While avid gun owners make the argument that the right to keep and bear arms is sacrosanct and cannot be rightfully diminished...that it is central to our democratic rights...they fail to recognize that more fundamental than the right to own a gun is the right to freely speak. Yet, even though the right of free speech has primacy among our rights, at least in my mind, even that right is limited. Commercial speech--the ads you see on television, for example--are regulated. And as to slander and liable, while the right of free speech and the bill of rights generally were reinforced by the fourteenth amendment, our Supreme Court has reiterated that even the bill of rights is not absolute, and thus states can afford redress to victims of defamation by slander and liable. We have the right to worship as we please, but a church that indulges in politics can be denied its tax exemption within the constitution, currently in the form of what is called the "Johnson amendment." Thus, while we all have the right to keep and bear arms, our government may regulate our doing so as it does many things that are fundamental in the name of the safety and welfare of our people.

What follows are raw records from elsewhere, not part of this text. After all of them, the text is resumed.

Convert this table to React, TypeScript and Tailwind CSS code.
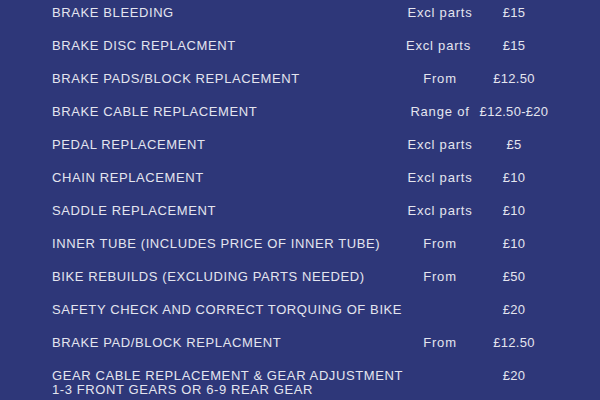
const rows: { label: string[]; note: string; price: string; shift?: boolean }[] = [
  { label: ['BRAKE BLEEDING'], note: 'Excl parts', price: '£15' },
  { label: ['BRAKE DISC REPLACMENT'], note: 'Excl parts', price: '£15', shift: true },
  { label: ['BRAKE PADS/BLOCK REPLACEMENT'], note: 'From', price: '£12.50' },
  { label: ['BRAKE CABLE REPLACEMENT'], note: 'Range of', price: '£12.50-£20' },
  { label: ['PEDAL REPLACEMENT'], note: 'Excl parts', price: '£5' },
  { label: ['CHAIN REPLACEMENT'], note: 'Excl parts', price: '£10' },
  { label: ['SADDLE REPLACEMENT'], note: 'Excl parts', price: '£10' },
  { label: ['INNER TUBE (INCLUDES PRICE OF INNER TUBE)'], note: 'From', price: '£10' },
  { label: ['BIKE REBUILDS (EXCLUDING PARTS NEEDED)'], note: 'From', price: '£50' },
  { label: ['SAFETY CHECK AND CORRECT TORQUING OF BIKE'], note: '', price: '£20' },
  { label: ['BRAKE PAD/BLOCK REPLACMENT'], note: 'From', price: '£12.50' },
  {
    label: ['GEAR CABLE REPLACEMENT & GEAR ADJUSTMENT', '1-3 FRONT GEARS OR 6-9 REAR GEAR'],
    note: '',
    price: '£20',
  },
];

export default function App() {
  return (
    <div className="w-[600px] h-[400px] overflow-hidden bg-[#2e3779] text-[#e4e5ef] font-['Liberation_Sans',Arial,sans-serif]">
      <div className="flex flex-col gap-[19px] pt-[6px] pl-[52px]">
        {rows.map((r, i) => (
          <div key={i} className="grid grid-cols-[345px_86px_62px] items-start text-[13px] leading-[14px]">
            <div className="tracking-[0.6px]">
              {r.label.map((l) => (
                <div key={l} className="whitespace-nowrap">{l}</div>
              ))}
            </div>
            <div className={`flex justify-center tracking-[0.8px] whitespace-nowrap ${r.shift ? '-ml-[3px]' : ''}`}>
              {r.note}
            </div>
            <div className="flex justify-center tracking-[0.3px] whitespace-nowrap">{r.price}</div>
          </div>
        ))}
      </div>
    </div>
  );
}
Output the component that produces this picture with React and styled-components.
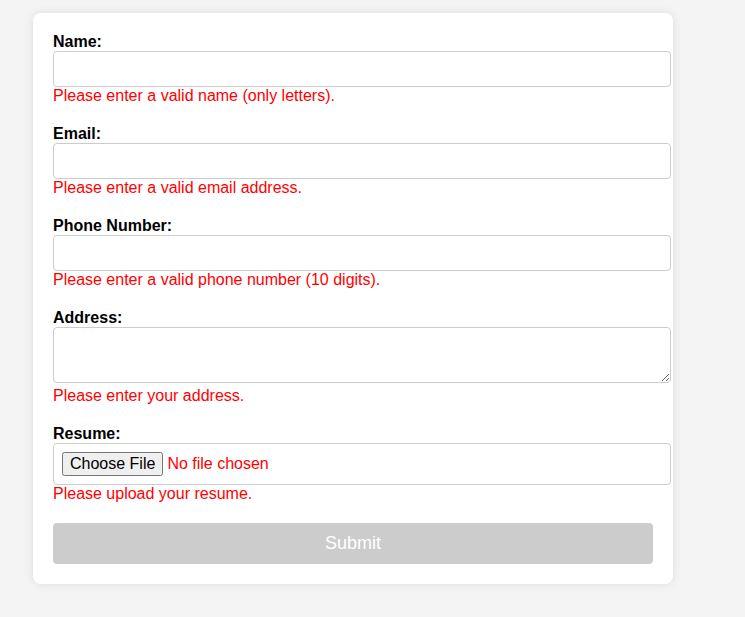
import React, { useState } from 'react';
import styled, { createGlobalStyle } from 'styled-components';

const GlobalStyle = createGlobalStyle`
  body {
    margin: 0;
    background: #f4f4f4;
    font-family: 'Liberation Sans', Arial, sans-serif;
  }
`;

const Page = styled.div`
  padding: 13px 0 33px 33px;
`;

const Card = styled.form`
  width: 600px;
  padding: 20px;
  background: #ffffff;
  border-radius: 8px;
  box-shadow: 0 0 10px rgba(0, 0, 0, 0.1);
`;

const Field = styled.div`
  margin-bottom: 20px;
`;

const Label = styled.label`
  display: block;
  font-weight: bold;
  font-size: 16px;
  color: #000;
`;

const Input = styled.input`
  display: block;
  width: 100%;
  padding: 8px;
  margin: 0;
  border: 1px solid #ccc;
  border-radius: 4px;
  font-size: 16px;
  font-family: 'Liberation Sans', Arial, sans-serif;
  line-height: 18px;
  height: 18px;
  color: ${(p) => (p.type === 'file' ? '#ff0000' : '#000')};

  &[type='file'] {
    height: 24px;
  }

  &::file-selector-button {
    font-size: 16px;
    font-family: 'Liberation Sans', Arial, sans-serif;
    color: #000;
  }
`;

const TextArea = styled.textarea`
  display: block;
  width: 100%;
  height: 38px;
  padding: 8px;
  margin: 0 0 4px;
  border: 1px solid #ccc;
  border-radius: 4px;
  font-size: 16px;
  font-family: 'Liberation Sans', Arial, sans-serif;
`;

const Error = styled.div`
  color: #ff0000;
  font-size: 16px;
  line-height: 18px;
`;

const Submit = styled.button`
  display: block;
  width: 100%;
  height: 41px;
  border: none;
  border-radius: 4px;
  background: #cccccc;
  color: #ffffff;
  font-size: 18px;
  font-family: 'Liberation Sans', Arial, sans-serif;
  cursor: not-allowed;
`;

const fields = [
  { id: 'name', label: 'Name:', error: 'Please enter a valid name (only letters).' },
  { id: 'email', label: 'Email:', error: 'Please enter a valid email address.' },
  { id: 'phone', label: 'Phone Number:', error: 'Please enter a valid phone number (10 digits).' },
];

export default function App() {
  const [values, setValues] = useState({ name: '', email: '', phone: '', address: '' });

  const update = (key) => (e) => setValues({ ...values, [key]: e.target.value });

  return (
    <Page>
      <GlobalStyle />
      <Card onSubmit={(e) => e.preventDefault()}>
        {fields.map((f) => (
          <Field key={f.id}>
            <Label htmlFor={f.id}>{f.label}</Label>
            <Input id={f.id} type="text" value={values[f.id]} onChange={update(f.id)} />
            <Error>{f.error}</Error>
          </Field>
        ))}
        <Field>
          <Label htmlFor="address">Address:</Label>
          <TextArea id="address" value={values.address} onChange={update('address')} />
          <Error>Please enter your address.</Error>
        </Field>
        <Field>
          <Label htmlFor="resume">Resume:</Label>
          <Input id="resume" type="file" />
          <Error>Please upload your resume.</Error>
        </Field>
        <Submit type="submit" disabled>Submit</Submit>
      </Card>
    </Page>
  );
}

I hope that some Florida lawyer seeks to educate the young people of Marjory Stoneman Douglas High School. Raised voices and impassioned speeches won't suffice. The arguments must be made. There is the constitution, as referenced heretofore, but there is also the more fundamental issue of the right of each of us to be free from the predation of the demented few, and so far, no one has made a successful pitch for that right. One is needed, and it exists, now most appropriately. Happy Passover. Happy Easter.